*Problem*: Output nothing but the number of lines that include the word "components".

*Information provided*:

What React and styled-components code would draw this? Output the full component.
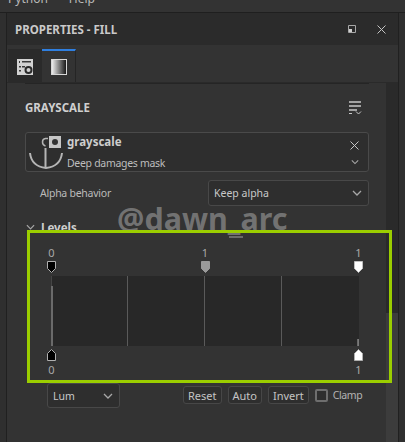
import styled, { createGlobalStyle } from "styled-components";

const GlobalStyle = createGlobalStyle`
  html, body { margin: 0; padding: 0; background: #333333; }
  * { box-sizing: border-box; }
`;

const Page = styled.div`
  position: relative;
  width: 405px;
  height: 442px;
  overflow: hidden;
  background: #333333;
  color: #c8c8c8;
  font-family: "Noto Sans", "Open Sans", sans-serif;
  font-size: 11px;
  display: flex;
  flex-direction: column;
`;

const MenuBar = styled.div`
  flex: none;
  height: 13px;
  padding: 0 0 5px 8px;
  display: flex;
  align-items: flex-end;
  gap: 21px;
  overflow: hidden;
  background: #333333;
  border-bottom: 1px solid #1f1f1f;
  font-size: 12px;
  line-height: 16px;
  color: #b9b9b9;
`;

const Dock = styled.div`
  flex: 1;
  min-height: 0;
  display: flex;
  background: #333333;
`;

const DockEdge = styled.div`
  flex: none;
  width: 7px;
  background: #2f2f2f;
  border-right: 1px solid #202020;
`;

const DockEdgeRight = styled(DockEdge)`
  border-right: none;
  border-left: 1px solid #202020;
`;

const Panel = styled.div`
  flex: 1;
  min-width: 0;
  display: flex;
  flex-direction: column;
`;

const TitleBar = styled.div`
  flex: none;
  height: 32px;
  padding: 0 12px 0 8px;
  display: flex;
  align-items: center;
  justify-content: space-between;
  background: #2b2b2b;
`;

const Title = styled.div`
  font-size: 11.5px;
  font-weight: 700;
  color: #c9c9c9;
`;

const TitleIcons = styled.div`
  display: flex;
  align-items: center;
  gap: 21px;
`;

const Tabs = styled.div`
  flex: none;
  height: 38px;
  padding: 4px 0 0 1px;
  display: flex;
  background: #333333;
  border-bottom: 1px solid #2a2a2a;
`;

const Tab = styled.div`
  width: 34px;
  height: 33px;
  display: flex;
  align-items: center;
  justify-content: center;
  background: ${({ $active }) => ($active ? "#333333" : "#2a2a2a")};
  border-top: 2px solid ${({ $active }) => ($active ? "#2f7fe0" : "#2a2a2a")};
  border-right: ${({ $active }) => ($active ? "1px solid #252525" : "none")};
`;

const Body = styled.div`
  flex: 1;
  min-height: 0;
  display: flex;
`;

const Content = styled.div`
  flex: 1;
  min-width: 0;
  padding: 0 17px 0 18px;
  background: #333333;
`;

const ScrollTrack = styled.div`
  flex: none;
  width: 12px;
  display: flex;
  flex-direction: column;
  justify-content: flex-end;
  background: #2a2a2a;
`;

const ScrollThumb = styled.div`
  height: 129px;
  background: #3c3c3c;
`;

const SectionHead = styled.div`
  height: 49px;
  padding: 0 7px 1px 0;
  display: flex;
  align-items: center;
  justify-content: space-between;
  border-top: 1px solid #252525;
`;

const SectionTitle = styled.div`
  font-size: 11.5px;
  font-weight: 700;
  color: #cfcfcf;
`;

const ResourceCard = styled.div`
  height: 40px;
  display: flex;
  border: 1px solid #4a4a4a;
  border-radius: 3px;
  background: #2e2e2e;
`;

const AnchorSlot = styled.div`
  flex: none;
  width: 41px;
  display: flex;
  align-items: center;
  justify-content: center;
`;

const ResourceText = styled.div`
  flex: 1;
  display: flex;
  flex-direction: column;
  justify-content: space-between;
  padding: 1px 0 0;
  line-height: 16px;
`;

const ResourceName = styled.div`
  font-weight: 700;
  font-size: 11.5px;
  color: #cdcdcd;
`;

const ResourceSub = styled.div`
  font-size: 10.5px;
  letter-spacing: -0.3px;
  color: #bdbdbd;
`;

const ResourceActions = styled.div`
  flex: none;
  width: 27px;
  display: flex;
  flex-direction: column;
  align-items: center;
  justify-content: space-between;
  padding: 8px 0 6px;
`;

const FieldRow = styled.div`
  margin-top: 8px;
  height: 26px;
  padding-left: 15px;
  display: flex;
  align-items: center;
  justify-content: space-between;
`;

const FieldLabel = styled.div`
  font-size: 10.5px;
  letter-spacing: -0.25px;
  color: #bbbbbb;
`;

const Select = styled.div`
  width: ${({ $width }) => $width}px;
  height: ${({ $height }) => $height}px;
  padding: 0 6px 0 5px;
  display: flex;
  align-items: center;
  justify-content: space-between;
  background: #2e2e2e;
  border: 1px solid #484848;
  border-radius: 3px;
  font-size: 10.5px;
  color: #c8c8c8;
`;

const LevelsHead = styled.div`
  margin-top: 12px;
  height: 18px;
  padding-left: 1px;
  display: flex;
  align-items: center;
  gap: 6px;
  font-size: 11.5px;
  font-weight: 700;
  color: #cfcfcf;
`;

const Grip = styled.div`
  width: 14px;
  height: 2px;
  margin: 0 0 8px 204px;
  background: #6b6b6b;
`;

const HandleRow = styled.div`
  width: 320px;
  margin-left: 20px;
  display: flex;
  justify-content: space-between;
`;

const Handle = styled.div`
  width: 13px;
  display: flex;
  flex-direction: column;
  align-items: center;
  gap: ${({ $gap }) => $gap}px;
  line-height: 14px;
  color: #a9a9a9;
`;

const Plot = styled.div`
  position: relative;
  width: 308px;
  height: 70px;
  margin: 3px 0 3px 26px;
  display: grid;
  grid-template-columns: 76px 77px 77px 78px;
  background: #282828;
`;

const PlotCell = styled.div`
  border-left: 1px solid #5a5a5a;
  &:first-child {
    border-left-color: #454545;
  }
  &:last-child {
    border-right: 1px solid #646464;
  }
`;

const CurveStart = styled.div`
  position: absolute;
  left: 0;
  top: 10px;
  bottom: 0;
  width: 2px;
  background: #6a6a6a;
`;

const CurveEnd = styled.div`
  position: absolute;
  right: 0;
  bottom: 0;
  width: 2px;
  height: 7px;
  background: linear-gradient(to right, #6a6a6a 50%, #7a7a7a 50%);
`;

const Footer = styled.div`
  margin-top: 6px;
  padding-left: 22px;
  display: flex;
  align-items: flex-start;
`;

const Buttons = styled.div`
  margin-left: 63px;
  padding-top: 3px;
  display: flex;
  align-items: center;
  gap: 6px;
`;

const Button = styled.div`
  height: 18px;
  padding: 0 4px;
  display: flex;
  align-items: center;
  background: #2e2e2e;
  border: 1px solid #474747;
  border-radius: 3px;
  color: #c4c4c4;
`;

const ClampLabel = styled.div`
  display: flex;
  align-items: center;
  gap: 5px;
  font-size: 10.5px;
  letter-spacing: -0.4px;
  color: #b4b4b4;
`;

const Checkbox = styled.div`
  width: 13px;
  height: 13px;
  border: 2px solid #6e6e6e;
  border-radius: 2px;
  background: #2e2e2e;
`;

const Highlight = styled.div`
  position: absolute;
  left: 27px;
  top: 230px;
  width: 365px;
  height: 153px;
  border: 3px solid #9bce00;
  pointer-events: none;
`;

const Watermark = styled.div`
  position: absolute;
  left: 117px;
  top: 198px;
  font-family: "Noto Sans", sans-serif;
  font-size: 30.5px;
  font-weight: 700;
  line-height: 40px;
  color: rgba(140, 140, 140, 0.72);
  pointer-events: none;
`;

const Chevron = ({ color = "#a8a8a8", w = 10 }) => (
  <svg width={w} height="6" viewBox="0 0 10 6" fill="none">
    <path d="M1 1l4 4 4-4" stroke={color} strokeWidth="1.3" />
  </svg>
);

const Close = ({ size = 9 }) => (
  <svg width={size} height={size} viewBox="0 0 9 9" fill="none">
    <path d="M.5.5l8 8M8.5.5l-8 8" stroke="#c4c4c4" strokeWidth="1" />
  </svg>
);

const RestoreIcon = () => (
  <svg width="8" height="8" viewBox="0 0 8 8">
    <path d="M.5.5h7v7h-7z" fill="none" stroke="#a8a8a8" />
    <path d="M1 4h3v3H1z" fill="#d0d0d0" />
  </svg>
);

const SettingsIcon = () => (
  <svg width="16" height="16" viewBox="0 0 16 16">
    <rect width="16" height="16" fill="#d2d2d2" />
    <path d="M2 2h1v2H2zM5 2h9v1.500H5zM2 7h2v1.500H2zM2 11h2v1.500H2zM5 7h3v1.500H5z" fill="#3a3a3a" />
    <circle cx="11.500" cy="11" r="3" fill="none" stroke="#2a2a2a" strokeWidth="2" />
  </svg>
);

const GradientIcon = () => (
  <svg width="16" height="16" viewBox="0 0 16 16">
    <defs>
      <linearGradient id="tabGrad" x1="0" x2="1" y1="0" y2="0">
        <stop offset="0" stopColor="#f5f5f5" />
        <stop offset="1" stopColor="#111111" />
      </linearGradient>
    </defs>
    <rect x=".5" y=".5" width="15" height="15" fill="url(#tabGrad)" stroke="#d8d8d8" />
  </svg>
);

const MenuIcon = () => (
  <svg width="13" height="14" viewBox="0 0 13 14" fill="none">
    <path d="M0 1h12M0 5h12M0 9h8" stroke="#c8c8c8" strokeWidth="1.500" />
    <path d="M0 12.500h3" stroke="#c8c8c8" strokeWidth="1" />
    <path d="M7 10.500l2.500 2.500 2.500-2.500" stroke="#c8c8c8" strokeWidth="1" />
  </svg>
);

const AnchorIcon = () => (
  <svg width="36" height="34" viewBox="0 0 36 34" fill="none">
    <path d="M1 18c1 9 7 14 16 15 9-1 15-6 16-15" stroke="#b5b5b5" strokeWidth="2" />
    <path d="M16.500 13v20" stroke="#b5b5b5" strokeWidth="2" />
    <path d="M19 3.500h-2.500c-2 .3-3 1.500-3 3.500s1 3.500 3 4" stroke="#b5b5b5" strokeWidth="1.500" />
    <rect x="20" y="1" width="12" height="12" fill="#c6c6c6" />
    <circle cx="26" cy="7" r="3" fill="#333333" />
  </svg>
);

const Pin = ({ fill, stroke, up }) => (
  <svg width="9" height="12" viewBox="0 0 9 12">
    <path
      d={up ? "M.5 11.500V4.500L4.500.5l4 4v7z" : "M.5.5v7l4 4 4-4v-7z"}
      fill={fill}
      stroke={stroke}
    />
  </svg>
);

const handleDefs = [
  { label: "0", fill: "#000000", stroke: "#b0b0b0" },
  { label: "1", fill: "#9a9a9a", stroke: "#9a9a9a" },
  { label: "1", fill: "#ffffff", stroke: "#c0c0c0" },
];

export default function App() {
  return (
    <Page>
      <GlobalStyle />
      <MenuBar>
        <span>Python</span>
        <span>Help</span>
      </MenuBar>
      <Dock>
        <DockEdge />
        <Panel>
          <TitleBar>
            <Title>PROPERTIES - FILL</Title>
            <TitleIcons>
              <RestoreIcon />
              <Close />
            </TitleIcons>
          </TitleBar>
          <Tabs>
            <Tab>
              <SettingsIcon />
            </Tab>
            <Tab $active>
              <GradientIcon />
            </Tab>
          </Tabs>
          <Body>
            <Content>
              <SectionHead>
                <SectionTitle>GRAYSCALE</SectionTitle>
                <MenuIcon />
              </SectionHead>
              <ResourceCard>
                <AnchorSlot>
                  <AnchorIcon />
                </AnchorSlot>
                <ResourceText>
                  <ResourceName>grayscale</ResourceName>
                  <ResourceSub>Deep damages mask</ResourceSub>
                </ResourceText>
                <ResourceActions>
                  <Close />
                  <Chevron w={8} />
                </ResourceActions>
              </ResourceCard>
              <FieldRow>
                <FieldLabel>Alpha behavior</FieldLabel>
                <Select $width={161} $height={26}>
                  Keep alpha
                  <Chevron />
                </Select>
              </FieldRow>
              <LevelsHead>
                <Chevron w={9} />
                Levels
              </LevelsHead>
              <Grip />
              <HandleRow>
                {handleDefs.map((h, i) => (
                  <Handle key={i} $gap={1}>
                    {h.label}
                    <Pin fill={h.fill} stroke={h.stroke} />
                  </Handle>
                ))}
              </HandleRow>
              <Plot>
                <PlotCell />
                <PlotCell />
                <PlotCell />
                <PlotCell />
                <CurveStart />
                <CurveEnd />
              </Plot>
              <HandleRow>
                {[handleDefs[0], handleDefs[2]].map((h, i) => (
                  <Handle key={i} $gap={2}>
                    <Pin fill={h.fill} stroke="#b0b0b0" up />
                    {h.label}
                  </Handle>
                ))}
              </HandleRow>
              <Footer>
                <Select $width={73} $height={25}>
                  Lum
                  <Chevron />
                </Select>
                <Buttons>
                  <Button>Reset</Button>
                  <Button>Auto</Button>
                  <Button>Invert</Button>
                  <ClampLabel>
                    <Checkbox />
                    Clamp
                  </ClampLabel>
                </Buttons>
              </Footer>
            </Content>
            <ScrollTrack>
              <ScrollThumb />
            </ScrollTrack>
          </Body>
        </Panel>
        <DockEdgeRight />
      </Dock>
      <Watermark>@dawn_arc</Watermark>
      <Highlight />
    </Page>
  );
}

*Answer to this problem*: 2